The Black Box by Michael Connelly

February 5, 2013

Plot summary (from the publisher): In a case that spans 20 years, Harry Bosch links the bullet from a recent crime to a file from 1992, the killing of a young female photographer during the L.A. riots. Harry originally investigated the murder, but it was then handed off to the Riot Crimes Task Force and never solved.

Now Bosch’s ballistics match indicates that her death was not random violence, but something more personal, and connected to a deeper intrigue. Like an investigator combing through the wreckage after a plane crash, Bosch searches for the “black box,” the one piece of evidence that will pull the case together.

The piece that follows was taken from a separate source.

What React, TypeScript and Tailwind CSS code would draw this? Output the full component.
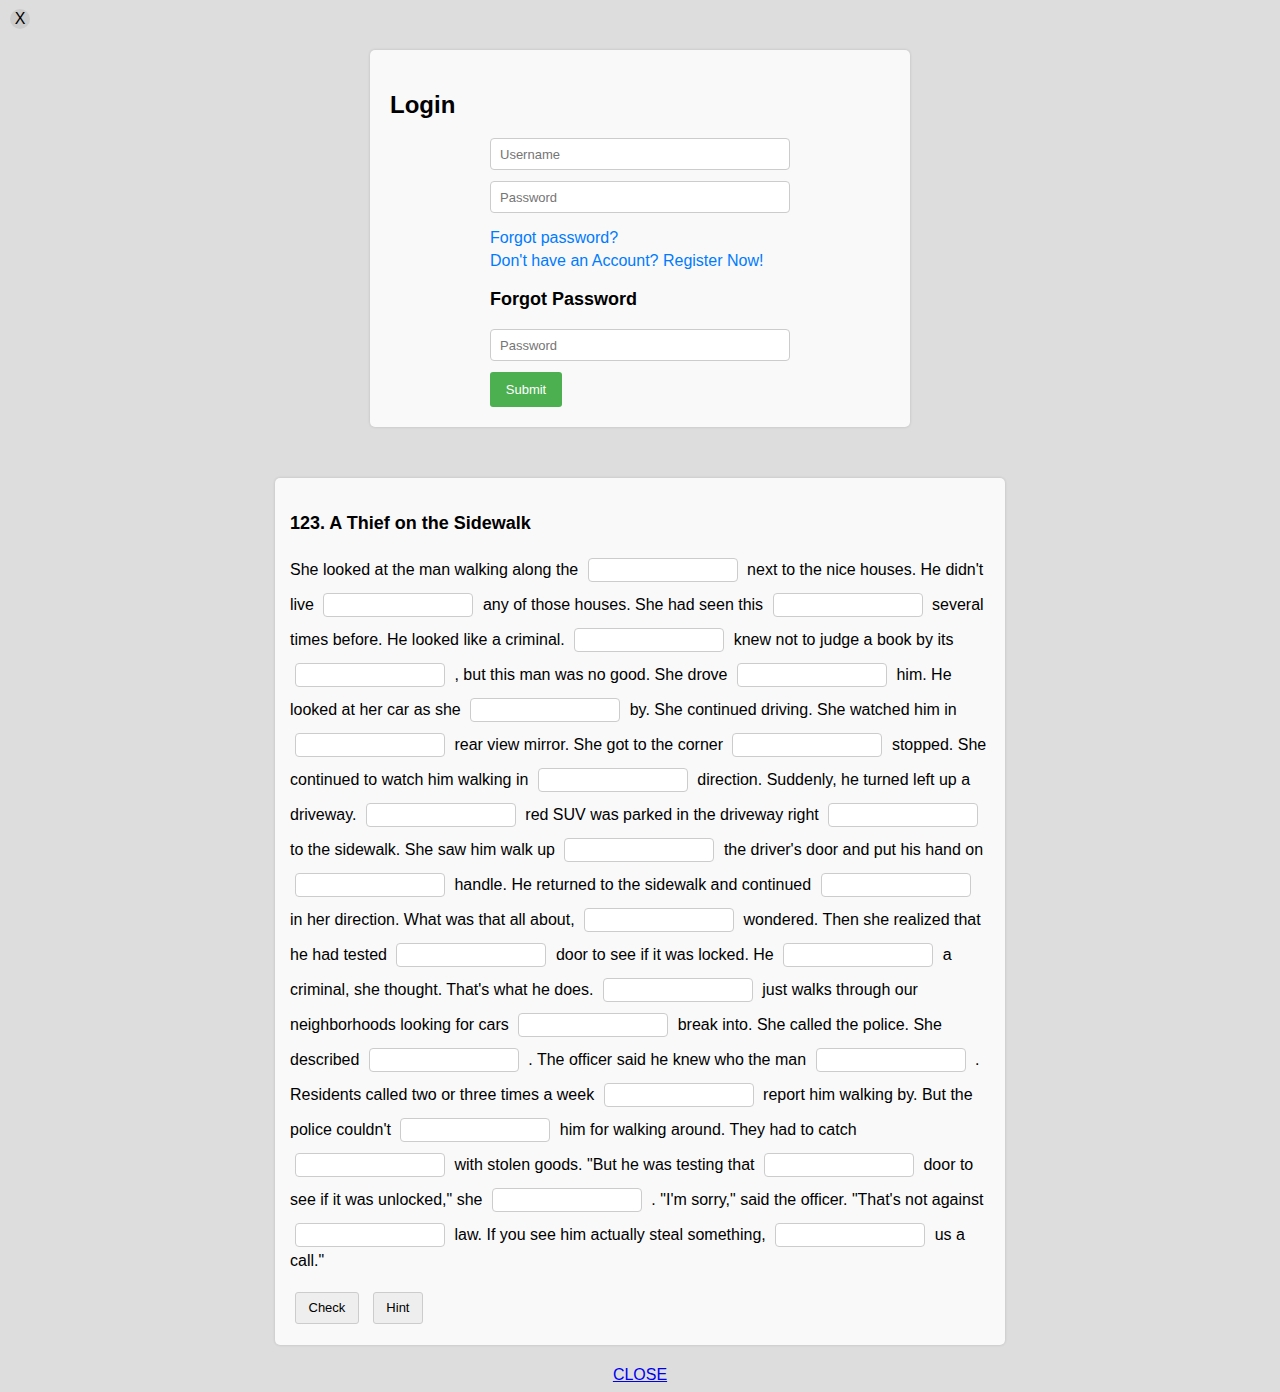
import React from 'react';

const story: string[] = [
  'She looked at the man walking along the',
  'next to the nice houses. He didn\'t live',
  'any of those houses. She had seen this',
  'several times before. He looked like a criminal.',
  'knew not to judge a book by its',
  ', but this man was no good. She drove',
  'him. He looked at her car as she',
  'by. She continued driving. She watched him in',
  'rear view mirror. She got to the corner',
  'stopped. She continued to watch him walking in',
  'direction. Suddenly, he turned left up a driveway.',
  'red SUV was parked in the driveway right',
  'to the sidewalk. She saw him walk up',
  'the driver\'s door and put his hand on',
  'handle. He returned to the sidewalk and continued',
  'in her direction. What was that all about,',
  'wondered. Then she realized that he had tested',
  'door to see if it was locked. He',
  'a criminal, she thought. That\'s what he does.',
  'just walks through our neighborhoods looking for cars',
  'break into. She called the police. She described',
  '. The officer said he knew who the man',
  '. Residents called two or three times a week',
  'report him walking by. But the police couldn\'t',
  'him for walking around. They had to catch',
  'with stolen goods. "But he was testing that',
  'door to see if it was unlocked," she',
  '. "I\'m sorry," said the officer. "That\'s not against',
  'law. If you see him actually steal something,',
  'us a call."',
];

function Blank() {
  return (
    <input
      type="text"
      className="mx-[5px] mb-[1px] mt-[10px] inline-block h-[24px] w-[150px] rounded-[4px] border border-[#ccc] bg-white px-1 align-bottom text-[14px]"
    />
  );
}

export default function App() {
  return (
    <div className="relative min-h-[1392px] bg-[#ddd] pb-4 pt-[50px] font-['Liberation_Sans',Arial,Helvetica,sans-serif] text-black">
      <button className="absolute left-[10px] top-[9px] flex h-[20px] w-[20px] items-center justify-center rounded-full bg-[#ccc] text-[16px] leading-none text-black">
        X
      </button>

      <div className="mx-auto w-[540px] rounded-[5px] bg-[#f9f9f9] px-5 pb-5 pt-[21px] shadow-[0_0_3px_rgba(0,0,0,0.15)]">
        <h2 className="mb-[19px] mt-[20px] text-[24px] font-bold leading-[28px]">Login</h2>
        <div className="mx-auto w-[300px]">
          <input
            className="mb-[11px] block h-[32px] w-full rounded-[4px] border border-[#ccc] bg-white px-[9px] text-[13px] placeholder:text-[#757575]"
            placeholder="Username"
          />
          <input
            type="password"
            className="mb-[13px] block h-[32px] w-full rounded-[4px] border border-[#ccc] bg-white px-[9px] text-[13px] placeholder:text-[#757575]"
            placeholder="Password"
          />
          <a href="#" className="block text-[16px] leading-[23px] text-[#007bff]">
            Forgot password?
          </a>
          <a href="#" className="block text-[16px] leading-[23px] text-[#007bff]">
            Don't have an Account? Register Now!
          </a>
          <h3 className="mb-[19px] mt-[16px] text-[18px] font-bold leading-[22px]">Forgot Password</h3>
          <input
            type="password"
            className="mb-[11px] block h-[32px] w-full rounded-[4px] border border-[#ccc] bg-white px-[9px] text-[13px] placeholder:text-[#757575]"
            placeholder="Password"
          />
          <button className="h-[35px] w-[72px] rounded-[3px] bg-[#4caf50] text-[13px] text-white">
            Submit
          </button>
        </div>
      </div>

      <div className="mx-auto mt-[51px] w-[730px] rounded-[5px] bg-[#f9f9f9] p-[15px] shadow-[0_0_3px_rgba(0,0,0,0.15)]">
        <h3 className="mb-[14px] mt-[19px] text-[18px] font-bold leading-[22px]">
          123. A Thief on the Sidewalk
        </h3>
        <p className="mb-[18px] text-[16px] leading-[26px]">
          {story.map((seg, i) => (
            <React.Fragment key={i}>
              {seg}
              {i < story.length - 1 && (
                <>
                  {' '}
                  <Blank />{' '}
                </>
              )}
            </React.Fragment>
          ))}
        </p>
        <div className="flex gap-[14px] px-[5px] pb-[6px]">
          <button className="h-[32px] rounded-[3px] border border-[#ccc] bg-[#eee] px-[12.5px] text-[13px]">
            Check
          </button>
          <button className="h-[32px] rounded-[3px] border border-[#ccc] bg-[#eee] px-[12.5px] text-[13px]">
            Hint
          </button>
        </div>
      </div>

      <div className="mt-[18px] text-center">
        <a href="#" className="text-[16px] leading-[18px] text-[#0000ee] underline">
          CLOSE
        </a>
      </div>
    </div>
  );
}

Riveting and relentlessly paced, THE BLACK BOX leads Harry Bosch, “one of the greats of crime fiction” (New York Daily News), into one of his most fraught and perilous cases.

Warning: Spoilers below!


  • Bosch was much less of an asshole in this book than in previous installments in the series. I liked that he started treating his partner with a bit more respect, and I liked that he didn’t strongarm his way into getting what he wanted. For example, instead of throwing the ballistics guy against the wall and threatening him to speed Bosch’s case along, Harry bought the guy a sandwich and asked nicely for his favor.
  • The return of Jerry Edgar! Aw, it was nice to see Edgar get some page time here. He was a good character and I didn’t realize how much I missed him until his reappearance here (via flashback).
  • I liked that a seemingly random phone call to check up on the cold case was what led Bosch to cracking the thing open. Sure, I realized well before Harry did that someone at the tractor dealership merely used the name “Alex White” because it was on a customer receipt or invoice, but still. It seemed like a legit clue instead of some far less believable deus ex machina.
  • Thank god Connelly didn’t make the IAB cop a stereotypical hardass bitch. Mendenhall came off as confident and competent. She didn’t take shit from anyone, but didn’t have to be a ballbuster to prove her point.

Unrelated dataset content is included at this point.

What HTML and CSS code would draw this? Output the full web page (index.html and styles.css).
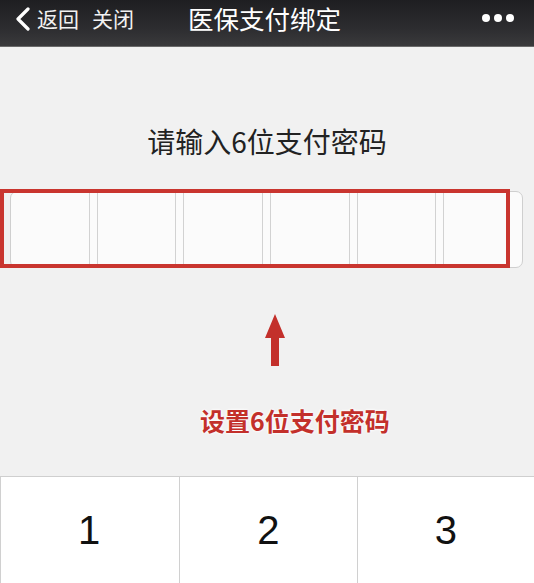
FILE: index.html
```html
<!DOCTYPE html>
<html lang="zh-CN">
<head>
<meta charset="utf-8">
<title>医保支付绑定</title>
<link rel="stylesheet" href="styles.css">
</head>
<body>
<div class="page">
  <header class="nav">
    <div class="nav-left">
      <svg class="chev" width="16" height="24" viewBox="0 0 16 24"><polyline points="13,2 3,12 13,22" fill="none" stroke="#fff" stroke-width="3.2" stroke-linecap="round" stroke-linejoin="round"/></svg>
      <span class="nav-link">返回</span>
      <span class="nav-link close">关闭</span>
    </div>
    <div class="nav-title">医保支付绑定</div>
    <div class="nav-more"><i></i><i></i><i></i></div>
  </header>

  <main class="content">
    <h1 class="prompt">请输入6位支付密码</h1>
    <div class="pwd-wrap">
      <div class="pwd-box">
        <div class="cell"></div><div class="sep"></div>
        <div class="cell"></div><div class="sep"></div>
        <div class="cell"></div><div class="sep"></div>
        <div class="cell"></div><div class="sep"></div>
        <div class="cell"></div><div class="sep"></div>
        <div class="cell"></div>
      </div>
      <div class="highlight"></div>
    </div>
    <div class="arrow-row">
      <svg width="22" height="52" viewBox="0 0 22 52"><polygon points="11,0 21,24 15,24 15,52 7,52 7,24 1,24" fill="#c3302b"/></svg>
    </div>
    <div class="note">设置6位支付密码</div>
  </main>

  <section class="keypad">
    <div class="key">1</div>
    <div class="key">2</div>
    <div class="key">3</div>
  </section>
</div>
</body>
</html>
```

FILE: styles.css
```css
html, body {
  margin: 0;
  padding: 0;
}
body {
  width: 534px;
  height: 583px;
  overflow: hidden;
  background: #f1f1f1;
  font-family: "Noto Sans CJK SC", "Noto Sans", sans-serif;
}
.page {
  display: flex;
  flex-direction: column;
  height: 583px;
}
.nav {
  height: 47px;
  box-sizing: border-box;
  background: linear-gradient(#1e1e21, #2c2c2f 60%, #3a3a3c);
  display: flex;
  align-items: flex-start;
  padding: 5px 0 0 15px;
  color: #fff;
  position: relative;
  border-bottom: 1px solid #6a6a6a;
}
.nav-left {
  display: flex;
  align-items: center;
  height: 26px;
}
.chev {
  margin-top: 1px;
}
.nav-link {
  font-size: 21px;
  line-height: 26px;
  margin-left: 6px;
  color: #f2f2f2;
}
.nav-link.close {
  margin-left: 13px;
}
.nav-title {
  font-size: 25.5px;
  line-height: 26px;
  margin-left: 54px;
  color: #fff;
}
.nav-more {
  margin-left: auto;
  margin-right: 20px;
  display: flex;
  gap: 4px;
  height: 26px;
  align-items: center;
}
.nav-more i {
  width: 8px;
  height: 8px;
  border-radius: 50%;
  background: #fff;
  display: block;
}
.content {
  flex: 1;
  display: flex;
  flex-direction: column;
}
.prompt {
  margin: 75px 0 0 0;
  text-align: center;
  font-size: 28px;
  line-height: 38px;
  font-weight: 400;
  color: #222;
}
.pwd-wrap {
  position: relative;
  margin-top: 29px;
  height: 80px;
}
.pwd-box {
  position: absolute;
  left: 10px;
  top: 2px;
  width: 513px;
  height: 77px;
  box-sizing: border-box;
  border: 1px solid #cfcfcf;
  border-radius: 7px;
  background: #fbfbfb;
  display: flex;
}
.cell {
  flex: 1;
}
.sep {
  width: 7px;
  border-left: 1px solid #d2d2d2;
  border-right: 1px solid #d2d2d2;
}
.highlight {
  position: absolute;
  left: 0;
  top: 0;
  width: 510px;
  height: 79px;
  box-sizing: border-box;
  border: 4px solid #c9352f;
}
.arrow-row {
  display: flex;
  justify-content: center;
  margin-top: 45px;
  padding-left: 16px;
}
.note {
  margin-top: 38px;
  text-align: center;
  font-size: 25px;
  line-height: 32px;
  font-weight: 700;
  color: #c3302b;
  padding-left: 56px;
  text-shadow: 0 0 3px #fff, 0 0 3px #fff;
}
.keypad {
  height: 106px;
  background: #fff;
  border-top: 1px solid #cfcfcf;
  display: flex;
}
.key {
  flex: 1;
  display: flex;
  justify-content: center;
  padding-top: 30px;
  font-family: "Liberation Sans", Arial, sans-serif;
  font-size: 40px;
  line-height: 46px;
  color: #111;
  border-left: 1px solid #d0d0d0;
}
.key:first-child {
  padding-right: 2px;
}
```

  • Everything that had to do with Bosch’s personal life was extremely boring. From his birthday party to his “relationship” with Hannah to the time spent with his daughter (especially the endless gun simulator scene)… It was all just filler. After 20 novels or whatever, we already know what kind of person Bosch is and don’t need these very extended passages detailing his home life.
  • It felt like it took the book forever to get going. The prologue was so long and consisted of so much description and narrative that I couldn’t get into the story on my first try. I put the book aside for a couple weeks and came back to it after finishing two others. Whatever happened to starting in media res?
  • Why does Bosch always have to have a supervisor or higher-up riding his ass on every case? With his track record, you’d think the department would cut him some slack at some point. I hate that these management types are always portrayed by Connelly as idiotic fools.
  • Although the premise of committing a murder during the LA riots in the hopes that the body would blend in with all the chaos was a good one, the actual crime the National Guardsmen were covering up was kind of a dud. So these 5 Guardsmen from the same unit gang raped a Danish journalist and she tracked them down a year later in LA? And then they killed her? That’s just all kinds of unlikely.


I pretty much read Michael Connelly out of habit now, not out of a burning desire to catch Harry Bosch’s next adventure. After all this time, I think it’s time to retire the character. At one point in The Black Box, it looked like Harry might die — and I was perfectly okay with that thought. Let him turn in his badge and have Maddie take over the series, with Harry acting as a consultant. As for The Black Box, I give it 3 stars out of 5.